SRES-704-119
Submitted in the Senate, considered, and agreed to without amendment and with a preamble by Unanimous Consent. (consideration: CR S2109; text: CR S2135-2136)
What it does
This resolution designates April 29, 2026, as "National Fentanyl Awareness Day." It expresses the Senate's support for increasing public awareness of counterfeit fentanyl pills, applauds federal, state, and local law enforcement efforts to combat counterfeit pills, and encourages use of existing legal authorities to stop their spread. The resolution does not create new law, appropriate funds, or establish any enforceable requirements.
Who benefits
Families and young people who may gain awareness of the dangers of counterfeit fentanyl pills.
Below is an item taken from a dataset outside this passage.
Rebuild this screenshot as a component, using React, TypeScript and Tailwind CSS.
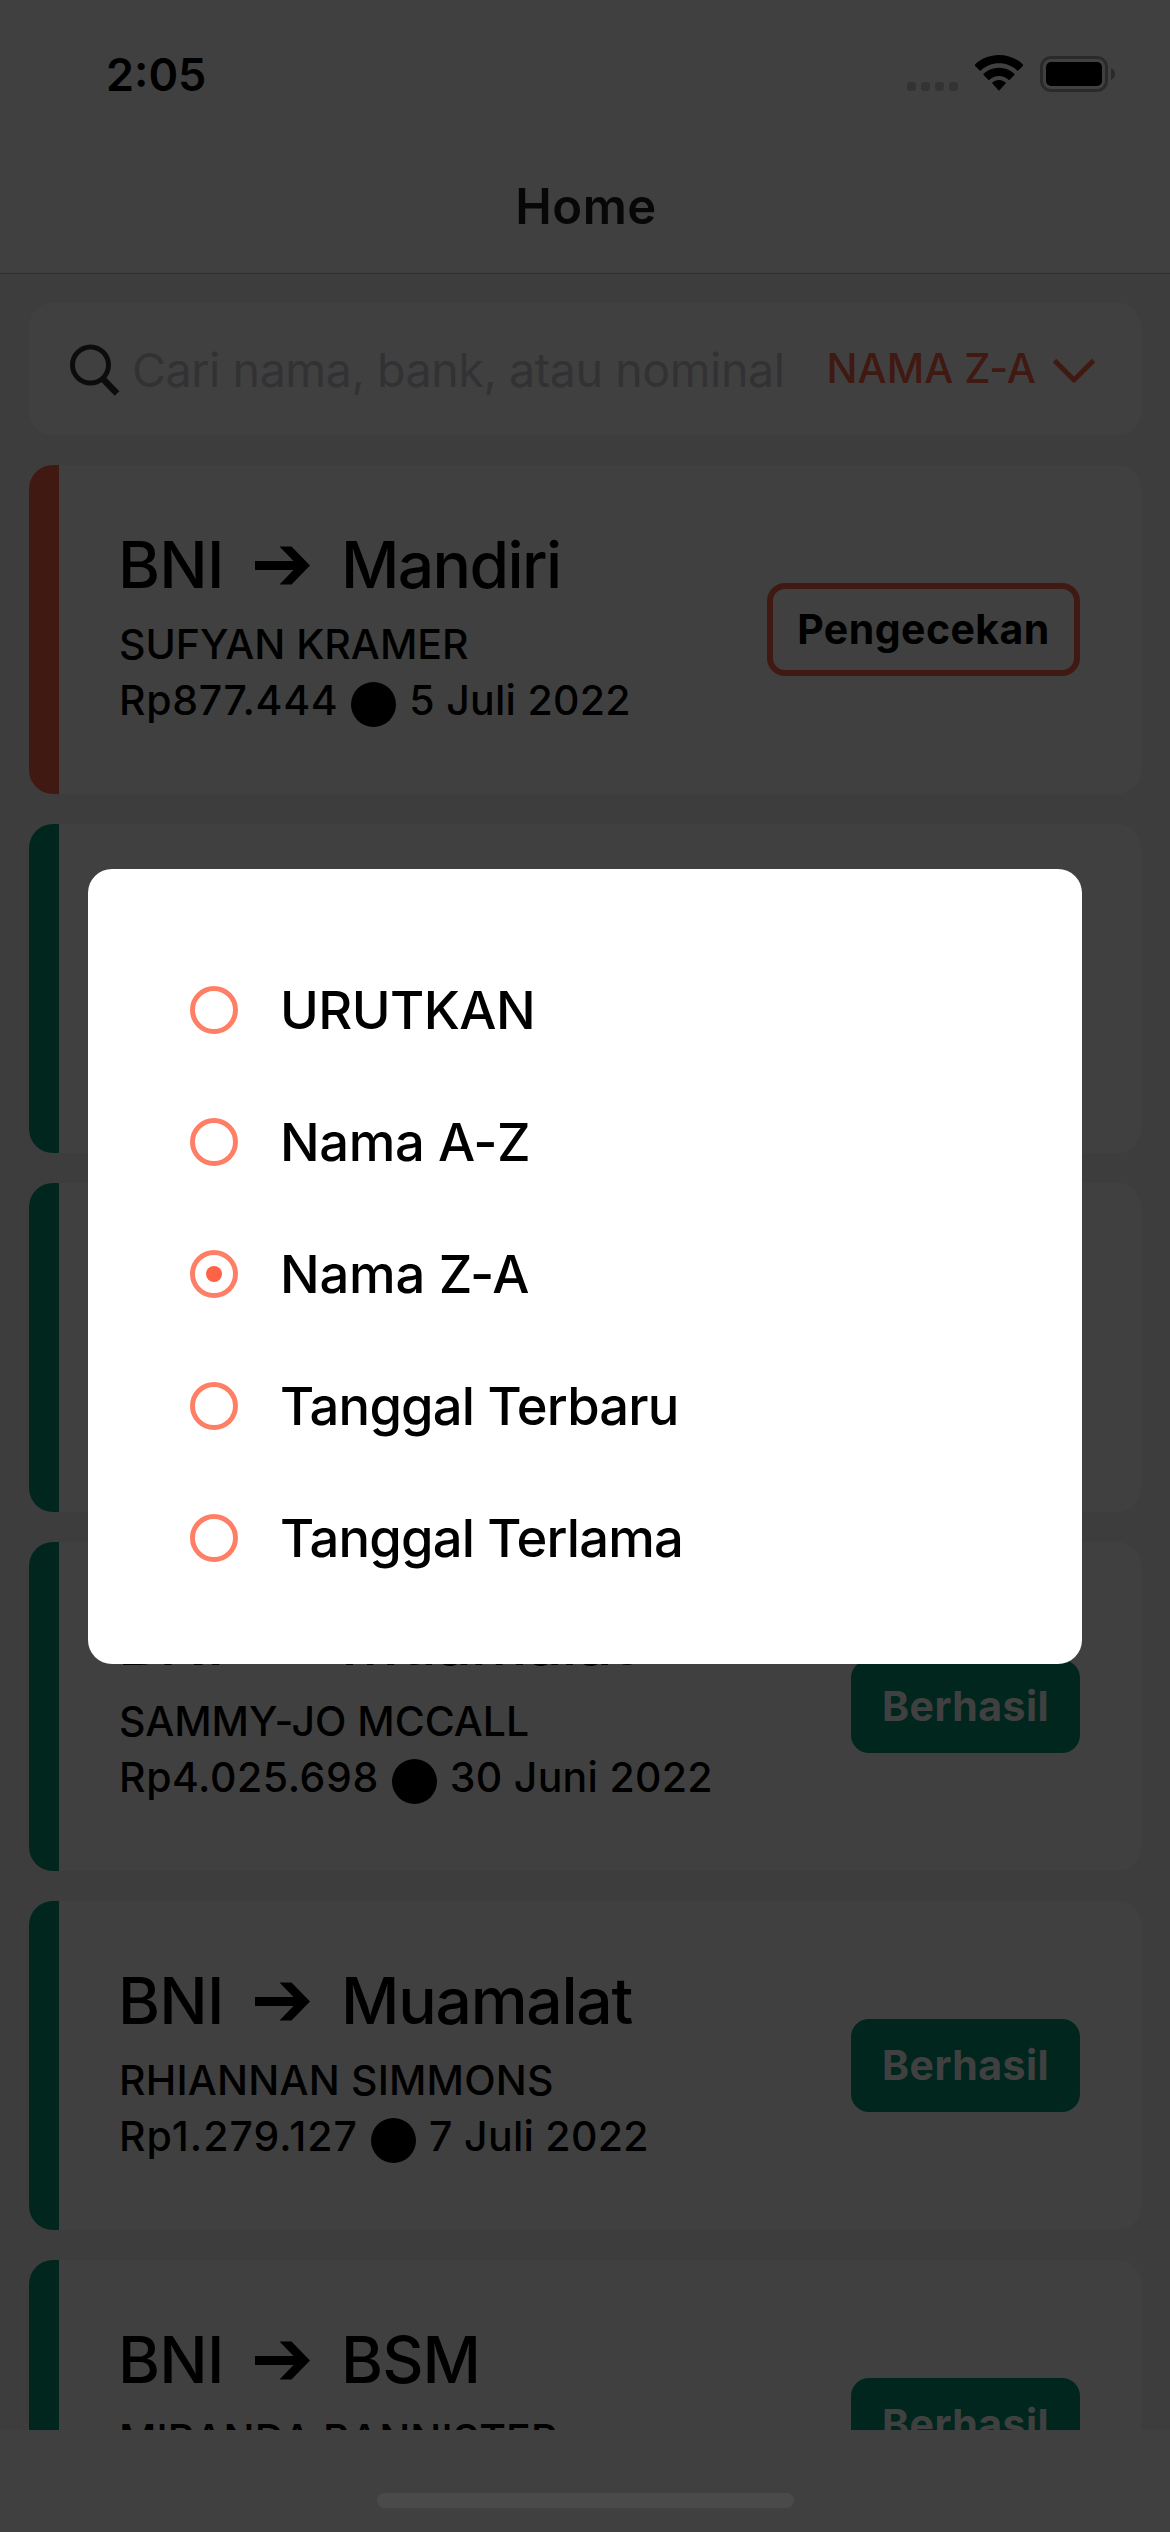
type Transfer = {
  from: string;
  to: string;
  toTracking: string;
  name: string;
  nameTracking: string;
  amount?: string;
  amountTracking?: string;
  date?: string;
  pending?: boolean;
};

const transfers: (Transfer | null)[] = [
  { from: "BNI", to: "Mandiri", toTracking: "tracking-[-1.6px]", name: "SUFYAN KRAMER", nameTracking: "tracking-[-0.04px]", amount: "Rp877.444", amountTracking: "tracking-[0.65px]", date: "5 Juli 2022", pending: true },
  null,
  null,
  { from: "BNI", to: "Muamalat", toTracking: "tracking-[-1.2px]", name: "SAMMY-JO MCCALL", nameTracking: "tracking-[-0.05px]", amount: "Rp4.025.698", amountTracking: "tracking-[0.56px]", date: "30 Juni 2022" },
  { from: "BNI", to: "Muamalat", toTracking: "tracking-[-1.2px]", name: "RHIANNAN SIMMONS", nameTracking: "tracking-[0.18px]", amount: "Rp1.279.127", amountTracking: "tracking-[1.05px]", date: "7 Juli 2022" },
  { from: "BNI", to: "BSM", toTracking: "tracking-[-0.9px]", name: "MIRANDA BANNISTER", nameTracking: "tracking-[0.09px]" },
];

const sortOptions = [
  { label: "URUTKAN", tracking: "tracking-[-0.55px]" },
  { label: "Nama A-Z", tracking: "tracking-[-0.38px]" },
  { label: "Nama Z-A", tracking: "tracking-[-0.25px]" },
  { label: "Tanggal Terbaru", tracking: "tracking-[-0.81px]" },
  { label: "Tanggal Terlama", tracking: "tracking-[-0.84px]" },
];

function StatusBar() {
  return (
    <div className="flex h-[141px] shrink-0 items-start justify-between pl-[106px] pr-[55px]">
      <span className="mt-[47px] text-[45px] font-semibold leading-[56px]">2:05</span>
      <div className="mt-[55px] flex">
        <div className="mr-[17px] mt-[27px] flex gap-[5px]">
          {[0, 1, 2, 3].map((i) => (
            <span key={i} className="size-[9px] rounded-[3px] bg-[#cccccc]" />
          ))}
        </div>
        <svg className="mr-[17px] h-9 w-12" viewBox="0 0 48 36" fill="black">
          <path d="M24 0C33.2 0 41.7 3.5 48 9.4c.4.4.4.9 0 1.300L43.300 15.500c-.3.300-.8.300-1.100 0C37.400 11 31 8.300 24 8.300S10.600 11 5.800 15.500c-.3.300-.8.300-1.100 0L0 10.700c-.4-.4-.4-.9 0-1.300C6.300 3.500 14.800 0 24 0Z" />
          <path d="M24 12.800c5.900 0 11.300 2.200 15.400 5.900.4.300.4.900 0 1.200l-4.700 4.800c-.3.300-.8.300-1.100 0-2.600-2.300-6-3.700-9.600-3.700s-7 1.400-9.600 3.700c-.3.300-.8.300-1.100 0l-4.700-4.800c-.4-.3-.4-.9 0-1.200 4.100-3.700 9.500-5.900 15.400-5.900Z" />
          <path d="M24 25c2.500 0 4.800.9 6.600 2.400.4.300.4.800 0 1.200l-6.100 6.600c-.3.300-.7.300-1 0l-6.100-6.600c-.4-.4-.4-.9 0-1.200C19.200 25.900 21.500 25 24 25Z" />
        </svg>
        <div className="mt-px flex items-center">
          <div className="h-9 w-[68px] rounded-[11px] border-[3px] border-[#a6a6a6] p-[3px]">
            <div className="size-full rounded-[5px] bg-black" />
          </div>
          <svg className="ml-[3px] h-3 w-1" viewBox="0 0 4 12" fill="#a6a6a6">
            <path d="M0 0C2.400 1 4 3.300 4 6S2.400 11 0 12Z" />
          </svg>
        </div>
      </div>
    </div>
  );
}

function SearchBar() {
  return (
    <div className="flex h-[132px] shrink-0 items-center rounded-3xl bg-white pl-10 pr-[45px]">
      <svg className="mt-px h-[52px] w-[52px] shrink-0" viewBox="0 0 52 52" fill="none" stroke="#333333">
        <circle cx="21.500" cy="21" r="18" strokeWidth="5" />
        <path d="M34 35L48 49.500" strokeWidth="6.500" />
      </svg>
      <span className="ml-[11px] mt-[2px] whitespace-nowrap text-[46.6px] leading-[60px] tracking-[-0.46px] text-[#c7c7cd]">
        Cari nama, bank, atau nominal
      </span>
      <span className="-mt-[2px] ml-auto whitespace-nowrap text-[41px] font-medium leading-[56px] tracking-[0.1px] text-[#ff6347]">NAMA Z-A</span>
      <svg className="ml-4 mt-1 h-[26px] w-11 shrink-0" viewBox="0 0 44 26" fill="none" stroke="#ff6347" strokeWidth="5">
        <path d="M2.500 2.500L22 22L41.500 2.500" strokeLinejoin="round" />
      </svg>
    </div>
  );
}

function StatusBadge({ pending }: { pending?: boolean }) {
  if (pending) {
    return (
      <span className="flex h-[93px] w-[313px] items-center justify-center rounded-[18px] border-[6px] border-[#ff6347] text-[41px] font-bold tracking-[0.45px]">
        Pengecekan
      </span>
    );
  }
  return (
    <span className="flex h-[93px] w-[229px] items-center justify-center rounded-[18px] bg-[#009874] text-[41px] font-bold tracking-[0.45px] text-white">
      Berhasil
    </span>
  );
}

function TransferCard({ item }: { item: Transfer | null }) {
  return (
    <div className="flex h-[329px] shrink-0 overflow-hidden rounded-3xl bg-white">
      <div className={item?.pending ? "w-[30px] bg-[#ff6347]" : "w-[30px] bg-[#009874]"} />
      {item && (
        <div className="flex flex-1 items-start justify-between pl-[60px] pr-[61px]">
          <div className="whitespace-nowrap pt-[60px] text-[41px] font-medium leading-[56px]">
            <div className="-ml-px mb-[11px] flex h-20 items-center text-[64px] leading-[80px]">
              <span className="w-[137px] tracking-[-0.7px]">{item.from}</span>
              <svg className="mr-[31px] mt-px h-[39px] w-[55px]" viewBox="0 0 55 39" fill="black">
                <path d="M24.500 0.500H36.500L55 19.500L36.500 38.500H24.500L38.500 24H0V15H38.500Z" />
              </svg>
              <span className={item.toTracking}>{item.to}</span>
            </div>
            <p className={item.nameTracking}>{item.name}</p>
            {item.amount && (
              <div className="flex items-center">
                <span className={item.amountTracking}>{item.amount}</span>
                <span className="ml-[13px] mr-[13px] mt-[9px] size-[45px] rounded-full bg-black" />
                <span className="tracking-[0.3px]">{item.date}</span>
              </div>
            )}
          </div>
          <div className="pt-[118px]">
            <StatusBadge pending={item.pending} />
          </div>
        </div>
      )}
    </div>
  );
}

function Radio({ checked }: { checked: boolean }) {
  return (
    <svg className="size-[50px]" viewBox="0 0 50 50">
      <circle cx="25" cy="25" r="21.500" fill="none" stroke="#ff7f66" strokeWidth="5" />
      {checked && <circle cx="25" cy="25" r="8" fill="#ff6347" />}
    </svg>
  );
}

function SortModal() {
  return (
    <div className="absolute inset-0 flex items-center justify-center bg-black/75">
      <div className="flex h-[795px] w-[994px] flex-col rounded-3xl bg-white pl-[101px] pt-[75px]">
        {sortOptions.map((o) => (
          <div key={o.label} className="flex h-[132px] items-center">
            <Radio checked={o.label === "Nama Z-A"} />
            <span className="ml-[41px] text-[52.5px] font-medium leading-[64px]">
              <span className={o.tracking}>{o.label}</span>
            </span>
          </div>
        ))}
      </div>
    </div>
  );
}

export default function App() {
  return (
    <div className="relative flex h-[2532px] w-[1170px] flex-col overflow-hidden bg-white font-['Inter',sans-serif] text-black">
      <StatusBar />
      <div className="flex h-[133px] shrink-0 items-center justify-center border-b border-[#b3b3b3] pl-[2px] text-[49px] font-semibold tracking-[0.5px] text-[#1c1c1e]">
        Home
      </div>
      <div className="flex h-[2156px] shrink-0 flex-col gap-[30px] overflow-hidden bg-[#f2f2f2] px-[29px] pt-[29px]">
        <SearchBar />
        {transfers.map((t, i) => (
          <TransferCard key={i} item={t} />
        ))}
      </div>
      <SortModal />
      <div className="absolute bottom-6 left-[377px] h-[15px] w-[417px] rounded-full bg-[#4a4a4a]" />
    </div>
  );
}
Public health organizations and advocacy groups working on opioid education, who receive symbolic congressional endorsement. Law enforcement agencies combating fentanyl trafficking, who receive public recognition. Social media and e-commerce platforms may benefit indirectly from the resolution's non-binding encouragement framing, as it stops short of imposing any obligations on them.
Who is hurt
No group faces a direct legal or financial burden from this resolution, as it is purely symbolic and non-binding. Advocacy groups seeking stronger legislative action — such as mandatory platform regulations, new funding, or criminal penalties — may argue the resolution substitutes symbolic recognition for substantive policy, potentially reducing political pressure for more enforceable measures.
Supporters argue
Supporters argue that awareness is a measurable gap in the fentanyl crisis: in 2024, only 50–55% of teens and young adults considered themselves knowledgeable about fentanyl, and overdose deaths among 14–18 year olds involving illicit fentanyl rose 236% between 2019 and 2021. They contend that bipartisan recognition — the resolution was co-sponsored by Senators Grassley and Shaheen and passed by unanimous consent — sends a clear public health signal and amplifies education campaigns at no cost to taxpayers.
Opponents argue
Opponents argue that a non-binding awareness resolution does nothing to address the structural drivers of the fentanyl crisis, such as supply chain interdiction, platform accountability, or treatment access. They contend that with nearly 70,000 drug-induced deaths in the 12 months ending October 2025 — more than 37,000 involving illicit fentanyl — a symbolic designation without accompanying funding, enforcement authority, or policy mandates falls far short of the scale of response the crisis demands.